The trio sonata, a form that had developed in Italy in the seventeenth century, came for long to hold a leading place in instrumental music. Scored generally for four players, two treble instruments, a bass instrument and a chordal instrument or instruments, it offered a particularly useful field for the deployment of two violins, together with a cello or bass string instrument and with harpsichord, organ or other chordal instruments. Often described, as in Vitali's Opus 1 title, as a Sonata tre, a sonata for three, it generally involved the use of three part-books, one each for two violins, with the cello or bass instrument sharing a third part-book with the keyboard or plucked instrument that filled out the harmony from figuring on the bass part, numbers that indicated the chord to be played. On occasion the cello was allowed a measure of solo independence, as here in Sonata XII. As a basic instrumental form the trio sonata provided the foundation for the popular orchestral baroque concerto grosso, in which a trio sonata might be enlarged by the addition of other string instruments to louder passages, allowing a contrast between a small trio sonata group, the concertino, and the full string orchestra. Composers, with an eye to commercial possibilities, often offered other possible choices of instrument. Nevertheless, by the eighteenth century, often inspired by the example of Corelli's 48 trio sonatas, two violins, cello and keyboard instrument or its equivalent, became the norm. The sonatas themselves were roughly classed as either da camera (chamber sonatas) or da chiesa (church sonatas). The first of these arose from earlier dance suites and generally consisted of a series of dance movements. The church sonata was more formal in structure, generally consisting of four movements, slow–fast–slow–fast, with an element of contrapuntal activity in the faster movements. The distinction between chamber and church gradually became blurred.

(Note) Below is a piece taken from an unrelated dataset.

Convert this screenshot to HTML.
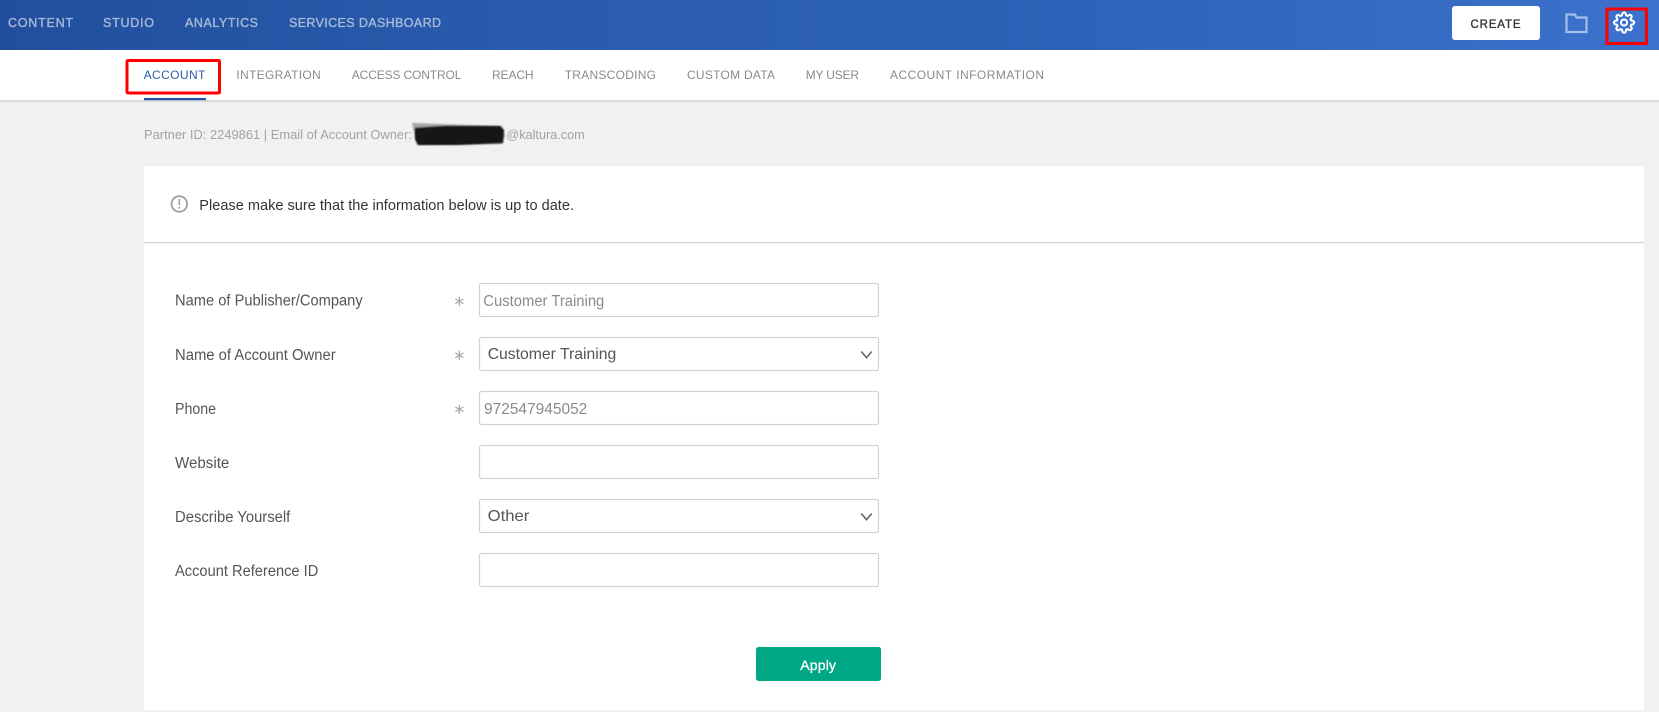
<!DOCTYPE html>
<html lang="en">
<head>
<meta charset="utf-8">
<title>Account Settings</title>
<style>
html,body{margin:0;padding:0;background:#f1f1f1;overflow:hidden;width:1659px;height:712px}
svg{display:block}
text{font-family:"Liberation Sans",Arial,sans-serif}
.top{font-size:12.5px;fill:#a8bad9;stroke:#a8bad9;stroke-width:.35}
.sub{font-size:12px;fill:#8a8a8a}
.lab{font-size:15.5px;fill:#555}
.val{font-size:15.5px;fill:#8a8a8a}
.sel{font-size:16px;fill:#555}
.inp{fill:#fff;stroke:#d2d2d2;stroke-width:1.200}
.ast{font-size:15px;fill:#aaa;font-family:"DejaVu Sans",sans-serif}
</style>
</head>
<body>
<svg width="1659" height="712" viewBox="0 0 1659 712" xmlns="http://www.w3.org/2000/svg">
<defs>
<linearGradient id="hd" x1="0" x2="1" y1="0" y2="0">
<stop offset="0" stop-color="#214f9e"/>
<stop offset=".35" stop-color="#2a5cae"/>
<stop offset=".65" stop-color="#2d63b8"/>
<stop offset="1" stop-color="#3c72cc"/>
</linearGradient>
<filter id="bl" x="-5%" y="-20%" width="110%" height="140%"><feGaussianBlur stdDeviation=".8"/></filter>
</defs>
<rect width="1659" height="712" fill="#f1f1f1"/>
<rect width="1659" height="50" fill="url(#hd)"/>
<text class="top" x="8" y="27" textLength="65" lengthAdjust="spacing">CONTENT</text>
<text class="top" x="103" y="27" textLength="51" lengthAdjust="spacing">STUDIO</text>
<text class="top" x="185" y="27" textLength="73" lengthAdjust="spacing">ANALYTICS</text>
<text class="top" x="289" y="27" textLength="152" lengthAdjust="spacing">SERVICES DASHBOARD</text>

<rect x="1452" y="6" width="88" height="34" rx="3" fill="#fff"/>
<text x="1470.5" y="28" font-size="11.5" fill="#333" stroke="#333" stroke-width=".35" textLength="50" lengthAdjust="spacing">CREATE</text>
<path d="M1566.5 14.500h8.500l1.500 3h10v14.500h-20z" fill="none" stroke="#a7bdea" stroke-width="2.200"/>
<g transform="translate(1613 11.500) scale(.92)" fill="none" stroke="#fff" stroke-width="2.300">
<circle cx="12" cy="12" r="3.300"/>
<path d="M19.400 15a1.650 1.650 0 0 0 .33 1.820l.06.06a2 2 0 0 1 0 2.830 2 2 0 0 1-2.830 0l-.06-.06a1.650 1.650 0 0 0-1.820-.33 1.650 1.650 0 0 0-1 1.510V21a2 2 0 0 1-2 2 2 2 0 0 1-2-2v-.09A1.650 1.650 0 0 0 9 19.400a1.650 1.650 0 0 0-1.820.33l-.06.06a2 2 0 0 1-2.830 0 2 2 0 0 1 0-2.830l.06-.06a1.650 1.650 0 0 0 .33-1.820 1.650 1.650 0 0 0-1.510-1H3a2 2 0 0 1-2-2 2 2 0 0 1 2-2h.09A1.650 1.650 0 0 0 4.600 9a1.650 1.650 0 0 0-.33-1.820l-.06-.06a2 2 0 0 1 0-2.830 2 2 0 0 1 2.830 0l.06.06a1.650 1.650 0 0 0 1.820.33H9a1.650 1.650 0 0 0 1-1.510V3a2 2 0 0 1 2-2 2 2 0 0 1 2 2v.09a1.650 1.650 0 0 0 1 1.510 1.650 1.650 0 0 0 1.820-.33l.06-.06a2 2 0 0 1 2.830 0 2 2 0 0 1 0 2.830l-.06.06a1.650 1.650 0 0 0-.33 1.820V9a1.650 1.650 0 0 0 1.510 1H21a2 2 0 0 1 2 2 2 2 0 0 1-2 2h-.09a1.650 1.650 0 0 0-1.510 1z"/>
</g>
<rect x="1607" y="9" width="39.500" height="34.500" fill="none" stroke="#f00" stroke-width="3"/>

<rect y="50" width="1659" height="50" fill="#fff"/>
<rect y="100" width="1659" height="2" fill="#dcdcdc"/>
<text class="sub" style="fill:#2f5ba8" x="143.600" y="79" textLength="61.800" lengthAdjust="spacing">ACCOUNT</text>
<text class="sub" x="236.400" y="79" textLength="84.300" lengthAdjust="spacing">INTEGRATION</text>
<text class="sub" x="351.800" y="79" textLength="109.600" lengthAdjust="spacing">ACCESS CONTROL</text>
<text class="sub" x="492" y="79" textLength="41.600" lengthAdjust="spacing">REACH</text>
<text class="sub" x="564.700" y="79" textLength="91.300" lengthAdjust="spacing">TRANSCODING</text>
<text class="sub" x="687" y="79" textLength="88" lengthAdjust="spacing">CUSTOM DATA</text>
<text class="sub" x="805.700" y="79" textLength="53.300" lengthAdjust="spacing">MY USER</text>
<text class="sub" x="890" y="79" textLength="154" lengthAdjust="spacing">ACCOUNT INFORMATION</text>
<rect x="144" y="98" width="62" height="2.200" fill="#2353a5"/>
<rect x="127" y="60.500" width="92.500" height="32.500" rx="1" fill="none" stroke="#f00" stroke-width="3"/>

<text x="144" y="139" font-size="13" fill="#a3a3a3" textLength="268" lengthAdjust="spacingAndGlyphs">Partner ID: 2249861 | Email of Account Owner:</text>
<text x="506.400" y="139" font-size="13" fill="#a3a3a3" textLength="78.300" lengthAdjust="spacingAndGlyphs">@kaltura.com</text>
<path d="M412 123l90 3 3 10-3 8-85 1z" fill="#666" opacity=".55" filter="url(#bl)"/>
<path d="M415 128l30-2 55 0 4 4-1 13-45 2-40 0-3-6z" fill="#141414" filter="url(#bl)"/>

<rect x="144" y="166" width="1500" height="544" fill="#fff"/>
<rect x="144" y="242" width="1500" height="1.200" fill="#d0d0d0"/>
<circle cx="179.300" cy="204" r="7.800" fill="none" stroke="#a0a0a0" stroke-width="1.800"/>
<rect x="178.500" y="199" width="1.600" height="6" fill="#a0a0a0"/>
<rect x="178.500" y="206.800" width="1.600" height="1.700" fill="#a0a0a0"/>
<text x="199.300" y="210" font-size="15" fill="#333" textLength="374.700" lengthAdjust="spacingAndGlyphs">Please make sure that the information below is up to date.</text>

<text class="lab" x="175" y="305.700" textLength="187.700" lengthAdjust="spacingAndGlyphs">Name of Publisher/Company</text>
<text class="lab" x="175" y="360" textLength="160.700" lengthAdjust="spacingAndGlyphs">Name of Account Owner</text>
<text class="lab" x="175" y="414" textLength="41" lengthAdjust="spacingAndGlyphs">Phone</text>
<text class="lab" x="175" y="468" textLength="54.300" lengthAdjust="spacingAndGlyphs">Website</text>
<text class="lab" x="175" y="522" textLength="115.300" lengthAdjust="spacingAndGlyphs">Describe Yourself</text>
<text class="lab" x="175" y="576" textLength="143.300" lengthAdjust="spacingAndGlyphs">Account Reference ID</text>

<text class="ast" x="459.300" y="306" text-anchor="middle">∗</text>
<text class="ast" x="459.300" y="360" text-anchor="middle">∗</text>
<text class="ast" x="459.300" y="414" text-anchor="middle">∗</text>

<rect class="inp" x="479.500" y="283.500" width="399" height="33" rx="2"/>
<rect class="inp" x="479.500" y="337.500" width="399" height="33" rx="2"/>
<rect class="inp" x="479.500" y="391.500" width="399" height="33" rx="2"/>
<rect class="inp" x="479.500" y="445.500" width="399" height="33" rx="2"/>
<rect class="inp" x="479.500" y="499.500" width="399" height="33" rx="2"/>
<rect class="inp" x="479.500" y="553.500" width="399" height="33" rx="2"/>

<text class="val" x="483.300" y="306" textLength="121" lengthAdjust="spacingAndGlyphs">Customer Training</text>
<text class="sel" x="487.700" y="359" textLength="128.600" lengthAdjust="spacingAndGlyphs">Customer Training</text>
<text class="val" x="484" y="414" textLength="103.300" lengthAdjust="spacingAndGlyphs">972547945052</text>
<text class="sel" x="487.700" y="521" textLength="41.600" lengthAdjust="spacingAndGlyphs">Other</text>

<path d="M861.200 351.500l5.300 6.200 5.300-6.200" fill="none" stroke="#666" stroke-width="1.600"/>
<path d="M861.200 513.500l5.300 6.200 5.300-6.200" fill="none" stroke="#666" stroke-width="1.600"/>

<rect x="756" y="647" width="125" height="34" rx="2.500" fill="#00a784"/>
<text x="800.300" y="670" font-size="14" fill="#fff" stroke="#fff" stroke-width=".3" textLength="35.700" lengthAdjust="spacing">Apply</text>
</svg>
</body>
</html>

The English scholar Roger North, writing in the second decade of the eighteenth century, provided a succinct account of the form of the sonata, as he knew it, at a time when Corelli was all the rage in England:

"It is observable that in most peices of musick the best is found at the beginning, for then the master's spirit and invention are fresh, and in full vigor, which in the process will in some measure abate. … And now in our common Sonnatas for Instruments, the entrance is usually with all the fullness of harmony figurated and adorned that the master at that time could contrive, and this is termed Grave, and sometimes, but as I take it, not so properly, Adagio, for that supposeth some antecedent nimble imployment, and a share of ease and repose to come after. But to returne, this Grave most aptly represents seriousness and thought. The movement is as of one so disposed, and if he were to speak, his utterance would be according, and his matter rationall and arguing. The upper parts onely fulfill the harmony, without any singularity in the movement; but all join in a comon tendency to provoke in the hearers a series of thinking according as the air invites, whether Magnifick or Querolous, which the sharp or flat key determines, as was observed before. When there hath bin enough of this, which if it be good will not be very soon, variety enters, and the parts fall to action, and move quick; and the entrance of this denouement is with a fuge … . This hath a cast of buisness or debate, of which the melodious point is made the subject; and accordingly it is wrought over and under till, like waves upon the water, it is spent and vanisheth, leaving the musick to proceed smoothly, and as if it were satisfyed and contented. After this comes properly in the Adagio, which is a laying all affaires aside, and lolling in a sweet repose: which state the musick represents by a most tranquil but full harmony, and dying gradually, as one that falls asleep. After this is over Action is resumed, and the various humours of men diverting themselves (and even their facetiousness and witt) are represented …"

The Sonate a tre, Op. 1, of Vitali generally follow this pattern, enshrined in the work of Corelli, three sets of whose trio sonatas had been published in the 1680s. It seems that Vitali's sonatas, church sonatas in their structure, were originally solo works, for one violin and continuo, with a second violin part added for publication. Each sonata opens with a slow movement, followed by a rapid and often contrapuntal movement. A further slow movement leads to a rapid final movement. In some sonatas this pattern is varied by the addition of other movements or brief linking passages.